The second phase of the project began at the start of 2009. We are involving over 40 self=help group leaders from two villages. Consequently, we are distributing 12,000 Jatropha seedlings to these villagers to plant in a total area of 12 acres. We are providing training for the leaders so that they can help the participating farmers with the agronomics. We have made a commitment to buy back the seeds if the farmers wish to sell them to us. We will produce biofuel with the assistance of either Labland biotech or Parivarthana, and plan to then sell and use the profit to buy more plants that would bet has already distributed to more villagers in different areas as well. Our project has already become popular among farmers, and the hope is that as more and more of them begin taking an interest, Jatropha cultivation will increase rapidly.

Our future goal is to buy a one ton/day Jatropha processing unit for Parivarthana, so that the villagers can produce biofuel independently. If this were to be established, the farmers would truly be able to sustain the project on their own. In addition, farmers can use the remains of the Jatropha seeds to make seed cakes, which provide an additional source of biogas and make very good organic fertilizers. As the farmers have little income, our project gives them more financial stability, and enables them to establish some savings. The hope is that this will help strengthen the local economy from the bottom-up.

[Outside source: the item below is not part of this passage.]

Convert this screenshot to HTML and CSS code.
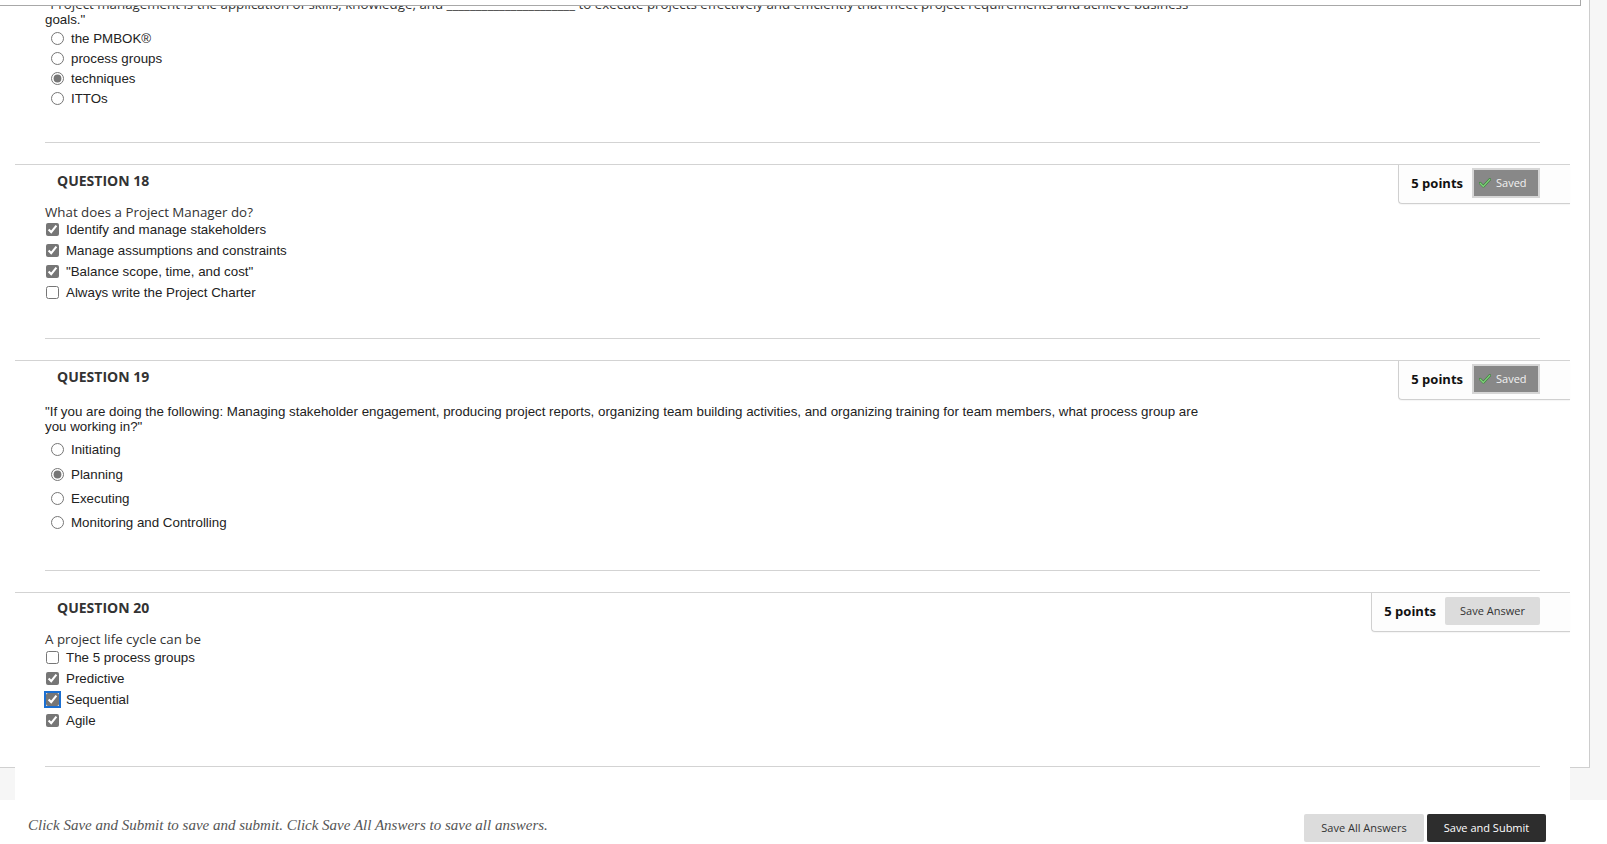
FILE: index.html
```html
<!DOCTYPE html>
<html lang="en">
<head>
<meta charset="utf-8">
<title>Test</title>
<link rel="stylesheet" href="styles.css">
</head>
<body>
<div class="topbar"></div>
<div class="frame">
  <main class="panel">
    <section class="q q-first">
      <div class="q-body">
        <p class="q-text mixed"><span class="os">"Project management is the application of skills, knowledge, and ______________________ to execute projects effectively and efficiently that meet project requirements and achieve business</span> goals."</p>
        <ul class="opts radio r20">
          <li><input type="radio" name="q17"><label>the PMBOK®</label></li>
          <li><input type="radio" name="q17"><label>process groups</label></li>
          <li><input type="radio" name="q17" checked><label>techniques</label></li>
          <li><input type="radio" name="q17"><label>ITTOs</label></li>
        </ul>
        <hr class="sep first-sep">
      </div>
    </section>

    <section class="q">
      <div class="points">
        <span class="pts">5 points</span>
        <button class="btn-saved" type="button"><svg class="ok" width="12" height="10" viewBox="0 0 12 10"><path d="M1.2 5.2 L4.4 8.4 L10.8 1.4" fill="none" stroke="#3f7d3f" stroke-width="2.6" stroke-linecap="round" stroke-linejoin="round"/><path d="M1.2 5.2 L4.4 8.4 L10.8 1.4" fill="none" stroke="#7fd27a" stroke-width="1.4" stroke-linecap="round" stroke-linejoin="round"/></svg>Saved</button>
      </div>
      <h3 class="q-title">QUESTION 18</h3>
      <div class="q-body">
        <p class="q-text">What does a Project Manager do?</p>
        <ul class="opts check">
          <li><input type="checkbox" checked><label>Identify and manage stakeholders</label></li>
          <li><input type="checkbox" checked><label>Manage assumptions and constraints</label></li>
          <li><input type="checkbox" checked><label>"Balance scope, time, and cost"</label></li>
          <li><input type="checkbox"><label>Always write the Project Charter</label></li>
        </ul>
        <hr class="sep">
      </div>
    </section>

    <section class="q">
      <div class="points">
        <span class="pts">5 points</span>
        <button class="btn-saved" type="button"><svg class="ok" width="12" height="10" viewBox="0 0 12 10"><path d="M1.2 5.2 L4.4 8.4 L10.8 1.4" fill="none" stroke="#3f7d3f" stroke-width="2.6" stroke-linecap="round" stroke-linejoin="round"/><path d="M1.2 5.2 L4.4 8.4 L10.8 1.4" fill="none" stroke="#7fd27a" stroke-width="1.4" stroke-linecap="round" stroke-linejoin="round"/></svg>Saved</button>
      </div>
      <h3 class="q-title">QUESTION 19</h3>
      <div class="q-body">
        <p class="q-text arial">"If you are doing the following: Managing stakeholder engagement, producing project reports, organizing team building activities, and organizing training for team members, what process group are you working in?"</p>
        <ul class="opts radio r24">
          <li><input type="radio" name="q19"><label>Initiating</label></li>
          <li><input type="radio" name="q19" checked><label>Planning</label></li>
          <li><input type="radio" name="q19"><label>Executing</label></li>
          <li><input type="radio" name="q19"><label>Monitoring and Controlling</label></li>
        </ul>
        <hr class="sep">
      </div>
    </section>

    <section class="q">
      <div class="points">
        <span class="pts">5 points</span>
        <button class="btn-save" type="button">Save Answer</button>
      </div>
      <h3 class="q-title">QUESTION 20</h3>
      <div class="q-body">
        <p class="q-text">A project life cycle can be</p>
        <ul class="opts check">
          <li><input type="checkbox"><label>The 5 process groups</label></li>
          <li><input type="checkbox" checked><label>Predictive</label></li>
          <li><input type="checkbox" class="focused" checked><label>Sequential</label></li>
          <li><input type="checkbox" checked><label>Agile</label></li>
        </ul>
        <hr class="sep">
      </div>
    </section>
  </main>
  <div class="strip"></div>
</div>
<div class="band">
  <div class="b-side"></div>
  <div class="b-mid"></div>
  <div class="b-side"></div>
  <div class="b-end"></div>
</div>
<footer class="footer">
  <p class="hint">Click Save and Submit to save and submit. Click Save All Answers to save all answers.</p>
  <div class="actions">
    <button class="btn btn-light" type="button">Save All Answers</button>
    <button class="btn btn-dark" type="button">Save and Submit</button>
  </div>
</footer>
</body>
</html>
```
FILE: styles.css
```css
* { box-sizing: border-box; }
html, body { margin: 0; padding: 0; overflow: hidden; background: #fff; }
body {
  width: 1607px;
  height: 844px;
  font-family: "Liberation Sans", Arial, sans-serif;
  font-size: 13.33px;
  color: #222;
}

.topbar {
  position: fixed;
  top: 0;
  left: 0;
  width: 1581px;
  height: 6px;
  background: #fff;
  border-bottom: 1px solid #a8a8a8;
  border-right: 1px solid #a8a8a8;
  z-index: 5;
}

.frame {
  display: grid;
  grid-template-columns: 1590px 17px;
}
.panel {
  background: #fff;
  border-right: 1px solid #cdcdcd;
}
.strip { background: #f6f6f6; }

.q {
  margin: 21px 0 0 15px;
  width: 1555px;
  border-top: 1px solid #d3d3d3;
}
.q-first {
  border-top: 0;
  margin-top: -3px;
}

.q-title {
  margin: 5.5px 0 0 42px;
  font: 700 14px/19px "Open Sans", sans-serif;
  color: #333;
}

.points {
  float: right;
  height: 39px;
  display: flex;
  align-items: center;
  gap: 9px;
  padding: 0 30px 2px 12px;
  background: #fdfdfd;
  border-left: 1px solid #d0d0d0;
  border-bottom: 1px solid #d0d0d0;
  border-bottom-left-radius: 4px;
  box-shadow: 0 1px 1px rgba(0,0,0,0.04);
}
.pts {
  font: 700 13px/18px "Open Sans", sans-serif;
  color: #111;
}
.btn-saved {
  display: flex;
  align-items: center;
  gap: 5px;
  width: 68px;
  height: 30px;
  padding: 0 0 0 5px;
  background: #888;
  border: 2px solid #d6d6d6;
  color: #f2f2f2;
  font: 11px/14px "Open Sans", sans-serif;
}
.btn-save {
  width: 95px;
  height: 28px;
  padding: 0;
  background: #dcdcdc;
  border: 0;
  border-radius: 2px;
  color: #333;
  font: 11px/14px "Open Sans", sans-serif;
}

.q-body { padding-left: 30px; }

.q-text {
  margin: 14px 0 0;
  max-width: 1160px;
  font: 13.33px/16px "Open Sans", sans-serif;
  color: #333;
}
.q-text.arial {
  margin-top: 18px;
  font: 13.33px/15.4px "Liberation Sans", Arial, sans-serif;
  color: #222;
}
.q-text.mixed {
  margin-top: 0;
  font: 13.33px/15px "Liberation Sans", Arial, sans-serif;
  color: #222;
}
.q-text.mixed .os {
  font-family: "Open Sans", sans-serif;
  color: #333;
}

.opts {
  list-style: none;
  margin: 0;
  padding: 0;
}
.opts li {
  display: flex;
  align-items: center;
  height: 20.9px;
}
.opts.r20 { margin-top: 1px; }
.opts.r20 li { height: 20px; }
.opts.r24 { margin-top: 3.5px; }
.opts.r24 li { height: 24.2px; }

.opts input {
  width: 13px;
  height: 13px;
  accent-color: #767676;
  flex: none;
}
.opts.radio input { margin: 0 7px 0 6px; }
.opts.check input { margin: 0 7px 0 1px; }
.opts input.focused {
  outline: 2px solid #1b6fd1;
  outline-offset: 0;
}
.opts label { white-space: nowrap; }

.sep {
  height: 0;
  margin: 35px 30px 0 0;
  border: 0;
  border-top: 1px solid #d3d3d3;
}
.sep.first-sep { margin-top: 34px; }

.band {
  display: grid;
  grid-template-columns: 15px 1555px 20px 17px;
  height: 33px;
  background: #f6f6f6;
}
.b-side { border-top: 1px solid #d0d0d0; }
.b-mid { background: #fff; }

.footer {
  display: flex;
  justify-content: space-between;
  align-items: flex-start;
  height: 45px;
  padding: 14px 61px 0 28px;
}
.hint {
  margin: 2px 0 0;
  font: italic 15px/18px "Liberation Serif", Georgia, serif;
  color: #555;
}
.actions { display: flex; gap: 3px; }
.btn {
  height: 28px;
  padding: 0;
  border: 0;
  border-radius: 2px;
  font: 11px/14px "Open Sans", sans-serif;
}
.btn-light { width: 120px; background: #dcdcdc; color: #333; }
.btn-dark { width: 119px; background: #2d2d2d; color: #fff; }
```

Why does our project matter here in America? Carbon dioxide emissions are local but the effects are global. If we can help curb carbon dioxide emissions in India, our effect, however small, will be felt across the world. Even though this nascent project has started on a small scale, our vision is that this will be the beginning of a mass movement in which small farmers collaborate with environmentally enthusiastic youth like us, who together will inherit the world.